So the big, no matter what the dynamic, if we're talking friends, coworkers, family,
a huge part of this is just making sure that the way you set up your context and what you're going
to say doesn't come across as, well, I think.
think you're wasting your money, so I don't want to spend money that way. Instead, leading with,
oh, I really appreciate the offer, but we are trying to hit X amount in savings or this savings
rate or paying off this debt by the end of the month. So I'm going to opt out this time. Or I can come,
but just for one drink, or whatever the alternative that you're going to offer is. Or, hey, I'd love to
have you come over and I can cook a meal, whatever you want to offer. If you do want to offer,
maybe you don't care. Maybe you don't care to socialize with your coworkers, which is also fine.
You just also need to consider potential ramifications in other ways. One of the things that I've
talked about recently is a lot of times when folks ask what your biggest financial regret,
the answer is like, oh, this debt or overspending here, not saving enough there.

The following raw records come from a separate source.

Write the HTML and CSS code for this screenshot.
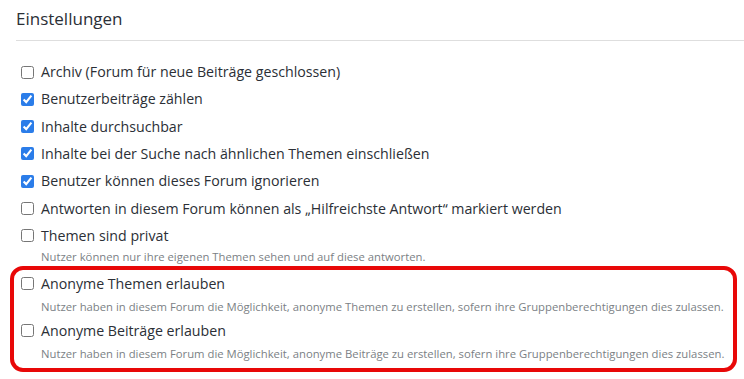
FILE: index.html
```html
<!DOCTYPE html>
<html lang="de">
<head>
<meta charset="utf-8">
<title>Einstellungen</title>
<link rel="stylesheet" href="styles.css">
</head>
<body>
<section class="settings">
  <h2 class="settings-title">Einstellungen</h2>
  <div class="options">
    <label class="option"><input type="checkbox"><span>Archiv (Forum für neue Beiträge geschlossen)</span></label>
    <label class="option"><input type="checkbox" checked><span>Benutzerbeiträge zählen</span></label>
    <label class="option"><input type="checkbox" checked><span>Inhalte durchsuchbar</span></label>
    <label class="option"><input type="checkbox" checked><span>Inhalte bei der Suche nach ähnlichen Themen einschließen</span></label>
    <label class="option"><input type="checkbox" checked><span>Benutzer können dieses Forum ignorieren</span></label>
    <label class="option"><input type="checkbox"><span>Antworten in diesem Forum können als „Hilfreichste Antwort“ markiert werden</span></label>
    <div class="option-group">
      <label class="option"><input type="checkbox"><span>Themen sind privat</span></label>
      <p class="hint">Nutzer können nur ihre eigenen Themen sehen und auf diese antworten.</p>
    </div>
    <div class="highlight">
      <div class="option-group">
        <label class="option"><input type="checkbox"><span>Anonyme Themen erlauben</span></label>
        <p class="hint">Nutzer haben in diesem Forum die Möglichkeit, anonyme Themen zu erstellen, sofern ihre Gruppenberechtigungen dies zulassen.</p>
      </div>
      <div class="option-group">
        <label class="option"><input type="checkbox"><span>Anonyme Beiträge erlauben</span></label>
        <p class="hint">Nutzer haben in diesem Forum die Möglichkeit, anonyme Beiträge zu erstellen, sofern ihre Gruppenberechtigungen dies zulassen.</p>
      </div>
    </div>
  </div>
</section>
</body>
</html>
```

FILE: styles.css
```css
html, body {
  margin: 0;
  padding: 0;
  background: #ffffff;
}

body {
  font-family: "Open Sans", "Noto Sans", sans-serif;
  color: #2b2f36;
}

.settings {
  padding: 0 7px 0 16px;
}

.settings-title {
  margin: 0 -7px 0 0;
  padding: 8px 0 11px;
  font-size: 17px;
  line-height: 21px;
  font-weight: 400;
  color: #2b2f36;
  border-bottom: 1px solid #dedede;
}

.options {
  display: flex;
  flex-direction: column;
  padding-top: 21px;
}

.option {
  display: flex;
  align-items: center;
  gap: 7px;
  height: 20px;
  margin-bottom: 7.33px;
  font-size: 14.2px;
  line-height: 20px;
  color: #2b2f36;
}

.option input {
  margin: 0 0 0 5px;
  width: 13px;
  height: 13px;
  accent-color: #2b7de9;
}

.option-group .option {
  margin-bottom: 3px;
}

.hint {
  margin: 0 0 0 25px;
  font-size: 11.3px;
  line-height: 16px;
  color: #7b7f85;
}

.highlight {
  margin: 1px 0 0 -6px;
  padding: 4px 0 6px 2px;
  border: 4px solid #e80808;
  border-radius: 13px;
  display: flex;
  flex-direction: column;
  gap: 6px;
}

.highlight .option-group .option {
  margin-bottom: 5px;
}
```
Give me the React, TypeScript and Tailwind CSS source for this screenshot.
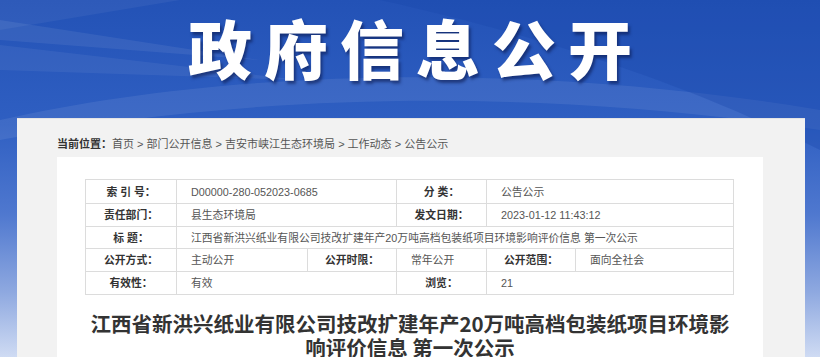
import React from "react";

const label = "border border-[#dcdcdc] text-center font-bold text-[#333] whitespace-nowrap";
const value = "border border-[#dcdcdc] text-left pl-[14px] text-[#555] whitespace-nowrap";

export default function App() {
  return (
    <div
      className="relative w-[820px] h-[357px] overflow-hidden bg-[linear-gradient(to_bottom,#2352b6_0%,#2f5fc2_35%,#4f78cf_60%,#8fa9e0_82%,#cfdbf3_100%)]"
      style={{ fontFamily: '"Liberation Sans", "Noto Sans CJK SC", sans-serif' }}
    >
      {/* banner waves */}
      <svg className="absolute left-0 top-0" width="820" height="357" viewBox="0 0 820 357">
        <path d="M0 20 L260 60 L0 40 Z" fill="#ffffff" opacity="0.07" />
        <path d="M0 45 L300 80 L0 70 Z" fill="#ffffff" opacity="0.06" />
        <path d="M0 0 L180 0 L0 30 Z" fill="#ffffff" opacity="0.05" />
        <path d="M0 120 C220 70 520 60 820 110 L820 130 C520 85 240 95 0 140 Z" fill="#ffffff" opacity="0.08" />
        <path d="M380 0 C560 40 700 90 820 150 L820 0 Z" fill="#1a47ad" opacity="0.35" />
      </svg>

      <div className="relative flex h-[118px] items-start justify-center pt-[6px]">
        <h1
          className="text-[64px] leading-[80px] font-black tracking-[12px] text-white pl-[12px] [text-shadow:2px_3px_3px_rgba(10,20,70,0.55)]"
          style={{ fontFamily: '"Noto Sans CJK SC", sans-serif' }}
        >
          政府信息公开
        </h1>
      </div>

      <div className="relative ml-[17px] w-[788px] h-[260px] bg-[#f2f2f2] border-t border-[#e4e4e4]">
        <div className="pl-[40px] pt-[18px] text-[11px] leading-[14px] text-[#555] whitespace-nowrap">
          <span className="font-bold text-[#333]">当前位置：</span>
          <span>首页 &gt; 部门公开信息 &gt; 吉安市峡江生态环境局 &gt; 工作动态 &gt; 公告公示</span>
        </div>

        <div className="ml-[40px] mt-[6px] w-[706px] h-[220px] bg-white pt-[22px] px-[28px]">
          <table className="w-[648px] table-fixed border-collapse text-[10.8px] leading-[14px]">
            <colgroup>
              <col className="w-[91px]" />
              <col className="w-[131px]" />
              <col className="w-[89px]" />
              <col className="w-[90px]" />
              <col className="w-[89px]" />
              <col className="w-[158px]" />
            </colgroup>
            <tbody>
              <tr className="h-[24px]">
                <td className={label}>索 引 号：</td>
                <td className={value} colSpan={2}>D00000-280-052023-0685</td>
                <td className={label}>分 类：</td>
                <td className={value} colSpan={2}>公告公示</td>
              </tr>
              <tr className="h-[23px]">
                <td className={label}>责任部门：</td>
                <td className={value} colSpan={2}>县生态环境局</td>
                <td className={label}>发文日期：</td>
                <td className={value} colSpan={2}>2023-01-12 11:43:12</td>
              </tr>
              <tr className="h-[22px]">
                <td className={label}>标 题：</td>
                <td className={value} colSpan={5}>江西省新洪兴纸业有限公司技改扩建年产20万吨高档包装纸项目环境影响评价信息 第一次公示</td>
              </tr>
              <tr className="h-[23px]">
                <td className={label}>公开方式：</td>
                <td className={value}>主动公开</td>
                <td className={label}>公开时限：</td>
                <td className={value}>常年公开</td>
                <td className={label}>公开范围：</td>
                <td className={value}>面向全社会</td>
              </tr>
              <tr className="h-[23px]">
                <td className={label}>有效性：</td>
                <td className={value} colSpan={2}>有效</td>
                <td className={label}>浏览：</td>
                <td className={value} colSpan={2}>21</td>
              </tr>
            </tbody>
          </table>

          <h2
            className="mt-[16px] text-center text-[20.5px] leading-[24px] font-bold text-[#333]"
            style={{ fontFamily: '"Noto Sans CJK SC", sans-serif' }}
          >
            江西省新洪兴纸业有限公司技改扩建年产20万吨高档包装纸项目环境影
            <br />
            响评价信息 第一次公示
          </h2>
        </div>
      </div>
    </div>
  );
}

And for me,
it has a little bit more to do with the money I did not spend. And I mean that because I said no a lot
in my early 20s to mid-20s and in the interest of saving and going to earn instead of going
and investing in relationships by going to the company happy hours or by going with my friends
to certain concerts or events. And long term, if you keep saying no, people do stop asking.
And for some folks, that feels like, well, good, I want them to. Which is just,
fine. But also it can be you waking up and realizing, yeah, because I have to rebuild a lot of
friendships because I kept saying no and people stopped asking. And here I am without a tight community
of people around me because I prioritized other things over investing in relationships.
There does need to be a balance is what I'm saying. Now, is every relationship from my early
20s that petered out, were they going to be long-term friendships that I was going to have at 50?
no, but there's also memories that didn't necessarily get made or events that my friends will still
talk about to this day that I kind of wish that I had gone on. And that is something to consider
is what is the payoff? What are you sacrificing and long term? Are you totally sure that that's worth
it? Or maybe you should have a friend fund or a fund money that you set aside so that sometimes you can
say yes and often.
I want to go back to something that you said earlier.
When we were discussing siblings,
you talked about how the money conversation with siblings
goes beyond simply how you split the bill at a restaurant
or how expensive of an Airbnb you stay in
when you go on a weekend trip.
The money conversation with siblings
can often have a work and responsibility component to it
with regard to how you take care of aging parents, grandparents,
the work associated with maintaining your extended family.
How do you, at the risk of asking far too broad of a question,
how do you begin to navigate those types of conversations?
It starts by acknowledging whatever feels like the pain point.
And that needs to get brought up first.
Maybe the pain point is you're worried mom and dad can't afford.
to retire without financial assistance. You're not sure, but you're pretty confident that's going
to be a problem. So what is that going to look like for the siblings? Can you financially afford to
support them? Are you going to need your siblings to help? Can your siblings afford to contribute?
And if not financially, are there other ways that they can help contribute? So starting to bring up
whatever feels like the friction or the pain point in the dynamic in a way that's not,
again, coming across as any sort of accusation, any sort of, I'm handling all this,
you're not doing anything. You really want to bring it up before it gets to that kind of a point.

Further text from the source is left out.